Look over the lines below. Report each one that includes the string "index".

> _Raw data_:
☆ ☆ ☆ ☆ ☆

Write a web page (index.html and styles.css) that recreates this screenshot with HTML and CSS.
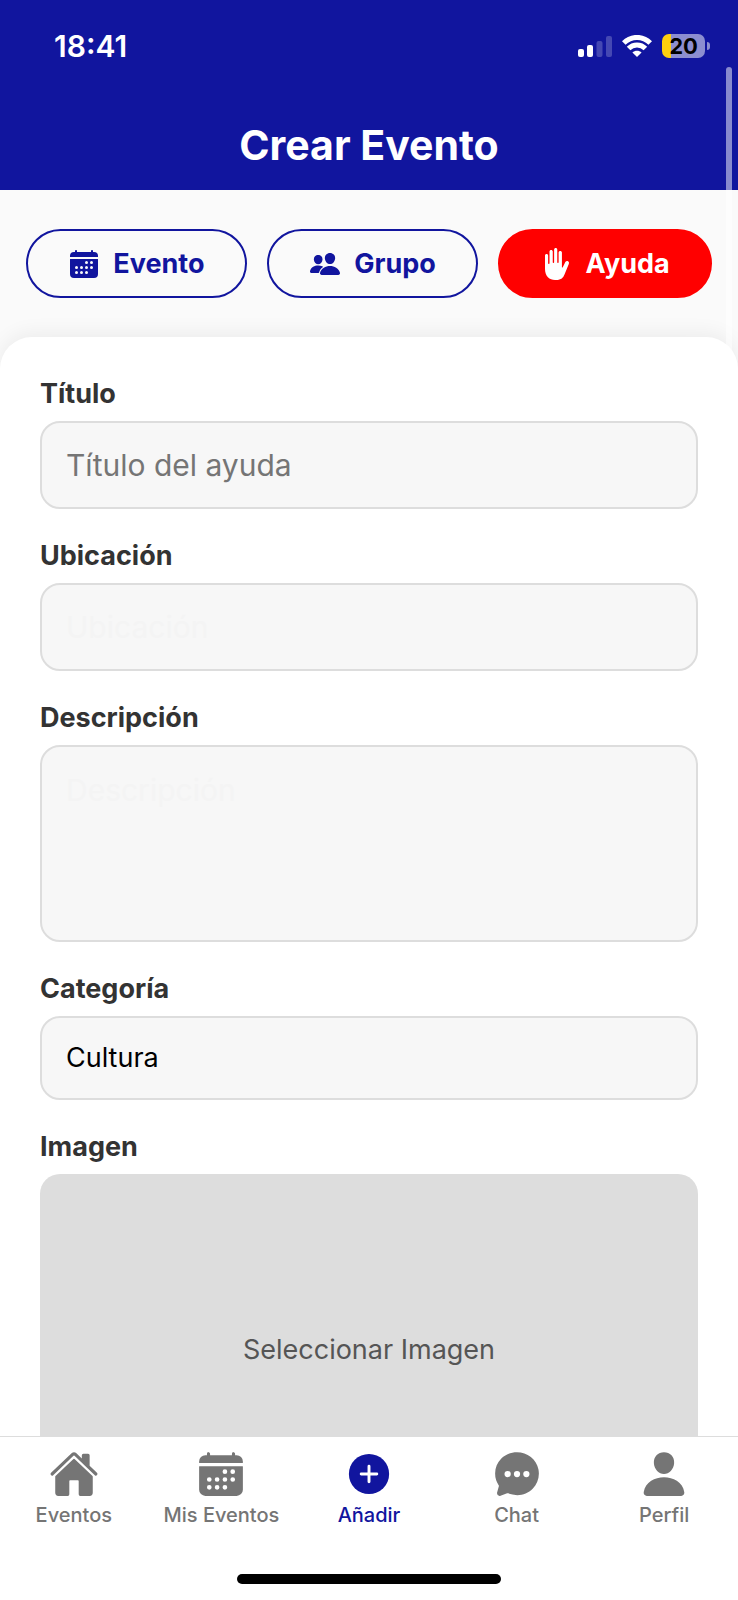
FILE: index.html
```html
<!DOCTYPE html>
<html lang="es">
<head>
<meta charset="utf-8">
<meta name="viewport" content="width=device-width, initial-scale=1">
<title>Crear Evento</title>
<link rel="stylesheet" href="styles.css">
</head>
<body class="app">
  <header class="header">
    <div class="status">
      <span class="status-time">18:41</span>
      <div class="status-icons">
        <svg class="signal" viewBox="0 0 34 22" aria-hidden="true">
          <rect x="0" y="14" width="6" height="8" rx="2"/>
          <rect x="9" y="10" width="6" height="12" rx="2"/>
          <rect class="dim" x="18.500" y="6" width="6" height="16" rx="2"/>
          <rect class="dim" x="28" y="1" width="6" height="21" rx="2"/>
        </svg>
        <svg class="wifi" viewBox="0 0 30 22" aria-hidden="true">
          <path class="arc" d="M1.800 8.100C9.200.500 20.800.500 28.200 8.100"/>
          <path class="arc" d="M6.600 13.500c4.600-4.700 12.200-4.700 16.800 0"/>
          <path d="M15 22l-4.600-4.400c2.500-2.500 6.700-2.500 9.200 0z"/>
        </svg>
        <div class="battery"><span class="battery-level">20</span></div>
      </div>
    </div>
    <h1 class="title">Crear Evento</h1>
  </header>

  <main class="content">
    <div class="switcher">
      <button class="pill" type="button">
        <svg class="pill-icon" viewBox="0 0 512 512" aria-hidden="true"><path d="M480 128a64 64 0 00-64-64h-16V48.450c0-8.610-6.620-16-15.230-16.430A16 16 0 00368 48v16H144V48.450c0-8.610-6.620-16-15.230-16.430A16 16 0 00112 48v16H96a64 64 0 00-64 64v12a4 4 0 004 4h440a4 4 0 004-4zM32 416a64 64 0 0064 64h320a64 64 0 0064-64V179a3 3 0 00-3-3H35a3 3 0 00-3 3zm344-208a24 24 0 11-24 24 24 24 0 0124-24zm0 80a24 24 0 11-24 24 24 24 0 0124-24zm-80-80a24 24 0 11-24 24 24 24 0 0124-24zm0 80a24 24 0 11-24 24 24 24 0 0124-24zm0 80a24 24 0 11-24 24 24 24 0 0124-24zm-80-80a24 24 0 11-24 24 24 24 0 0124-24zm0 80a24 24 0 11-24 24 24 24 0 0124-24zm-80-80a24 24 0 11-24 24 24 24 0 0124-24zm0 80a24 24 0 11-24 24 24 24 0 0124-24z"/></svg>
        <span>Evento</span>
      </button>
      <button class="pill" type="button">
        <svg class="pill-icon" viewBox="0 0 512 512" aria-hidden="true"><path d="M336 256c-20.560 0-40.440-9.180-56-25.840-15.130-16.250-24.370-37.920-26-61-1.740-24.620 5.770-47.260 21.140-63.760S312 80 336 80c23.830 0 45.380 9.060 60.700 25.520 15.470 16.620 23 39.220 21.260 63.630-1.670 23.110-10.900 44.770-26 61C376.440 246.820 356.570 256 336 256zM467.830 432H204.180a27.710 27.710 0 01-22-10.670 30.220 30.220 0 01-5.260-25.790c8.420-33.810 29.280-61.850 60.320-81.080C264.790 297.400 299.860 288 336 288c36.850 0 71 9 98.710 26.050 31.110 19.130 52 47.330 60.380 81.550a30.270 30.270 0 01-5.320 25.780A27.680 27.680 0 01467.830 432zM147 260c-35.190 0-66.130-32.720-69-72.930-1.420-20.600 5-39.650 18-53.620 12.860-13.830 31-21.450 51-21.450s38 7.660 50.930 21.570c13.100 14.080 19.500 33.090 18 53.520-2.870 40.200-33.800 72.910-68.930 72.910zM212.660 291.450c-17.590-8.600-40.420-12.900-65.650-12.900-29.460 0-58.070 7.680-80.570 21.620-25.510 15.830-42.670 38.880-49.600 66.710a27.390 27.390 0 004.790 23.360A25.320 25.320 0 0041.720 400h111a8 8 0 007.870-6.570c.110-.630.250-1.260.410-1.880 8.480-34.060 28.350-62.840 57.710-83.820a8 8 0 00-.630-13.390c-1.570-.920-3.370-1.890-5.420-2.890z"/></svg>
        <span>Grupo</span>
      </button>
      <button class="pill pill-active" type="button" aria-pressed="true">
        <svg class="pill-icon" viewBox="0 0 512 512" aria-hidden="true"><path d="M432.800 211.440c-15.520-8.820-34.910-2.280-43.310 13.680l-41.380 84.410a7 7 0 01-8.930 3.430 7 7 0 01-4.410-6.550V72c0-13.910-12.850-24-26.770-24s-26 10.090-26 24v156.640A11.240 11.240 0 01271.210 240 11 11 0 01260 229V24c0-13.910-10.940-24-24.860-24S210 10.090 210 24v204.640A11.240 11.240 0 01199.210 240 11 11 0 01188 229V56c0-13.910-12.080-24-26-24s-26 11.090-26 25v187.640A11.240 11.240 0 01125.210 256 11 11 0 01114 245V120c0-13.910-11.080-24-25-24s-25.120 10.220-25 24v216c0 117.410 72 176 160 176h16c88 0 115.710-39.600 136-88l68.710-169c6.620-18 3.600-34.750-11.910-43.560z"/></svg>
        <span>Ayuda</span>
      </button>
    </div>

    <form class="card">
      <div class="field">
        <label class="label" for="titulo">Título</label>
        <input class="control" id="titulo" type="text" placeholder="Título del ayuda">
      </div>
      <div class="field">
        <label class="label" for="ubicacion">Ubicación</label>
        <input class="control control-faint" id="ubicacion" type="text" placeholder="Ubicación">
      </div>
      <div class="field">
        <label class="label" for="descripcion">Descripción</label>
        <textarea class="control control-faint control-area" id="descripcion" placeholder="Descripción"></textarea>
      </div>
      <div class="field">
        <label class="label" for="categoria">Categoría</label>
        <select class="control control-select" id="categoria"><option>Cultura</option></select>
      </div>
      <div class="field">
        <label class="label" for="imagen">Imagen</label>
        <button class="image-picker" id="imagen" type="button">Seleccionar Imagen</button>
      </div>
    </form>
  </main>

  <footer class="footer">
    <nav class="tabs">
      <a class="tab" href="#eventos">
        <svg class="tab-icon" viewBox="0 0 512 512" aria-hidden="true"><path d="M261.560 101.280a8 8 0 00-11.060 0L66.400 277.150a8 8 0 00-2.470 5.790L63.900 448a32 32 0 0032 32H192a16 16 0 0016-16V328a8 8 0 018-8h80a8 8 0 018 8v136a16 16 0 0016 16h96.060a32 32 0 0032-32V282.940a8 8 0 00-2.470-5.790z"/><path d="M490.910 244.150l-74.800-71.560V64a16 16 0 00-16-16h-48a16 16 0 00-16 16v32l-57.920-55.380C272.770 35.140 264.710 32 256 32c-8.680 0-16.720 3.140-22.140 8.630l-212.700 203.500c-6.220 6-7 15.870-1.340 22.370A16 16 0 0043 267.560L250.500 69.280a8 8 0 0111.060 0l207.520 198.280a16 16 0 0022.590-.440c6.140-6.360 5.630-16.860-.760-22.970z"/></svg>
        <span>Eventos</span>
      </a>
      <a class="tab" href="#mis-eventos">
        <svg class="tab-icon" viewBox="0 0 512 512" aria-hidden="true"><path d="M480 128a64 64 0 00-64-64h-16V48.450c0-8.610-6.620-16-15.230-16.430A16 16 0 00368 48v16H144V48.450c0-8.610-6.620-16-15.230-16.430A16 16 0 00112 48v16H96a64 64 0 00-64 64v12a4 4 0 004 4h440a4 4 0 004-4zM32 416a64 64 0 0064 64h320a64 64 0 0064-64V179a3 3 0 00-3-3H35a3 3 0 00-3 3zm344-208a24 24 0 11-24 24 24 24 0 0124-24zm0 80a24 24 0 11-24 24 24 24 0 0124-24zm-80-80a24 24 0 11-24 24 24 24 0 0124-24zm0 80a24 24 0 11-24 24 24 24 0 0124-24zm0 80a24 24 0 11-24 24 24 24 0 0124-24zm-80-80a24 24 0 11-24 24 24 24 0 0124-24zm0 80a24 24 0 11-24 24 24 24 0 0124-24zm-80-80a24 24 0 11-24 24 24 24 0 0124-24zm0 80a24 24 0 11-24 24 24 24 0 0124-24z"/></svg>
        <span>Mis Eventos</span>
      </a>
      <a class="tab tab-active" href="#anadir" aria-current="page">
        <svg class="tab-icon" viewBox="0 0 512 512" aria-hidden="true"><circle cx="256" cy="256" r="206"/><path class="plus" d="M256 176v160M176 256h160"/></svg>
        <span>Añadir</span>
      </a>
      <a class="tab" href="#chat">
        <svg class="tab-icon" viewBox="0 0 512 512" aria-hidden="true"><path d="M398 81.840A227.400 227.400 0 00255.820 32C194.900 32 138 55.470 95.460 98.090 54.350 139.330 31.820 193.780 32 251.370a215.660 215.660 0 0035.650 118.760l.190.270c.280.410.570.820.860 1.220s.650.920.730 1.050l.220.400c1.130 2 2 4.440 1.230 6.900l-18.420 66.660a29.130 29.130 0 00-1.200 7.630A25.690 25.690 0 0076.830 480a29.440 29.440 0 0010.450-2.290l67.490-24.360.850-.330a14.750 14.750 0 015.840-1.150 15.120 15.120 0 015.370 1c1.620.630 16.330 6.260 31.850 10.600 12.900 3.600 39.740 9 60.770 9 59.650 0 115.350-23.100 156.830-65.060C457.360 365.770 480 310.420 480 251.490a213.500 213.500 0 00-4.780-45c-10.340-48.620-37.760-92.900-77.220-124.650z"/><g class="dots"><circle cx="160" cy="256" r="32"/><circle cx="256" cy="256" r="32"/><circle cx="352" cy="256" r="32"/></g></svg>
        <span>Chat</span>
      </a>
      <a class="tab" href="#perfil">
        <svg class="tab-icon" viewBox="0 0 512 512" aria-hidden="true"><path d="M332.640 64.580C313.180 43.570 286 32 256 32c-30.160 0-57.430 11.500-76.800 32.380-19.580 21.110-29.120 49.800-26.880 80.780C156.760 206.280 203.270 256 256 256s99.160-49.710 103.670-110.820c2.270-30.700-7.330-59.330-27.030-80.600zM432 480H80a31 31 0 01-24.200-11.130c-6.500-7.770-9.120-18.380-7.180-29.110C57.060 392.940 83.400 353.610 124.800 326c36.780-24.510 83.370-38 131.200-38s94.420 13.500 131.200 38c41.400 27.600 67.740 66.930 76.180 113.750 1.940 10.730-.680 21.340-7.180 29.110A31 31 0 01432 480z"/></svg>
        <span>Perfil</span>
      </a>
    </nav>
    <div class="home-indicator"></div>
  </footer>
  <div class="scroll-thumb"></div>
</body>
</html>
```
FILE: styles.css
```css
*, *::before, *::after { box-sizing: border-box; }

.app {
  --blue: #11159e;
  --gray: #757575;
  position: relative;
  display: flex;
  flex-direction: column;
  height: 100vh;
  margin: 0;
  overflow: hidden;
  background: #fff;
  color: #333;
  font-family: Inter, "Liberation Sans", sans-serif;
}

.header {
  flex: none;
  padding: 28px 28px 19px 54px;
  background: var(--blue);
  color: #fff;
}

.status {
  display: flex;
  align-items: center;
  justify-content: space-between;
}
.status-time {
  font-size: 30px;
  line-height: 36px;
  font-weight: 600;
}
.status-icons {
  display: flex;
  align-items: center;
  gap: 10px;
  padding-right: 5px;
}
.signal { width: 34px; height: 22px; fill: #fff; }
.signal .dim { opacity: .22; }
.wifi { width: 30px; height: 22px; fill: #fff; }
.wifi .arc { fill: none; stroke: #fff; stroke-width: 5; }
.battery {
  position: relative;
  width: 43px;
  height: 24px;
  border-radius: 7px;
  background: linear-gradient(90deg, #fecf0f 20%, #8c8ed0 20%);
  color: #000;
  text-align: center;
}
.battery::after {
  content: "";
  position: absolute;
  top: 8px;
  left: 45px;
  width: 3px;
  height: 8px;
  border-radius: 0 4px 4px 0;
  background: #8c8ed0;
}
.battery-level {
  display: block;
  font-size: 22px;
  line-height: 24px;
  font-weight: 700;
}

.title {
  margin: 55px 0 0 -26px;
  font-size: 41px;
  line-height: 52px;
  font-weight: 700;
  text-align: center;
}

.content {
  flex: 1;
  min-height: 0;
  overflow: hidden;
  background: #fafafa;
}

.switcher {
  display: flex;
  gap: 20px;
  padding: 39px 26px;
}
.pill {
  display: flex;
  flex: 1 1 auto;
  align-items: center;
  justify-content: center;
  gap: 13px;
  padding: 15px 20px;
  border: 2px solid var(--blue);
  border-radius: 35px;
  background: transparent;
  color: var(--blue);
  font: 700 27px/35px Inter, "Liberation Sans", sans-serif;
}
.pill-active {
  border-color: #f00;
  background: #f00;
  color: #fff;
}
.pill-icon { width: 32px; height: 32px; fill: currentColor; }

.card {
  display: flex;
  flex-direction: column;
  gap: 30px;
  padding: 40px;
  border-radius: 32px 32px 0 0;
  background: #fff;
  box-shadow: 0 -4px 20px rgba(0, 0, 0, .06);
}
.field {
  display: flex;
  flex-direction: column;
  gap: 10px;
}
.label {
  font-size: 27px;
  line-height: 34px;
  font-weight: 700;
}
.control {
  width: 100%;
  height: 88px;
  margin: 0;
  padding: 24px;
  border: 2px solid #ddd;
  border-radius: 20px;
  background: #f7f7f7;
  color: #000;
  font: 400 30px/38px Inter, "Liberation Sans", sans-serif;
}
.control::placeholder { color: var(--gray); opacity: 1; }
.control-faint::placeholder { color: #f4f4f4; }
.control-area {
  display: block;
  height: 197px;
  resize: none;
}
.control-select {
  height: 84px;
  appearance: none;
  font-size: 27px;
  line-height: 32px;
}
.image-picker {
  height: 352px;
  border: 0;
  border-radius: 20px;
  background: #ddd;
  color: #555;
  font: 400 27px/34px Inter, "Liberation Sans", sans-serif;
}

.footer {
  flex: none;
  padding: 12px 0 16px;
  border-top: 1px solid #ddd;
  background: #fff;
}
.tabs { display: flex; }
.tab {
  display: flex;
  flex: 1 1 0;
  flex-direction: column;
  align-items: center;
  gap: 4px;
  color: var(--gray);
  font-size: 20px;
  line-height: 24px;
  font-weight: 500;
  text-decoration: none;
}
.tab-active { color: var(--blue); }
.tab-icon { width: 50px; height: 50px; fill: currentColor; }
.plus { fill: none; stroke: #fff; stroke-width: 30; stroke-linecap: round; }
.dots { fill: #fff; }

.home-indicator {
  width: 264px;
  height: 10px;
  margin: 47px auto 0;
  border-radius: 5px;
  background: #000;
}

.scroll-thumb {
  position: absolute;
  top: 67px;
  right: 6px;
  width: 6px;
  height: 290px;
  border-radius: 3px;
  background: rgba(255, 255, 255, .5);
}
```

☆ ☆ ☆ ☆ ☆

> _Problem solution_:
Write a web page (index.html and styles.css) that recreates this screenshot with HTML and CSS.
FILE: index.html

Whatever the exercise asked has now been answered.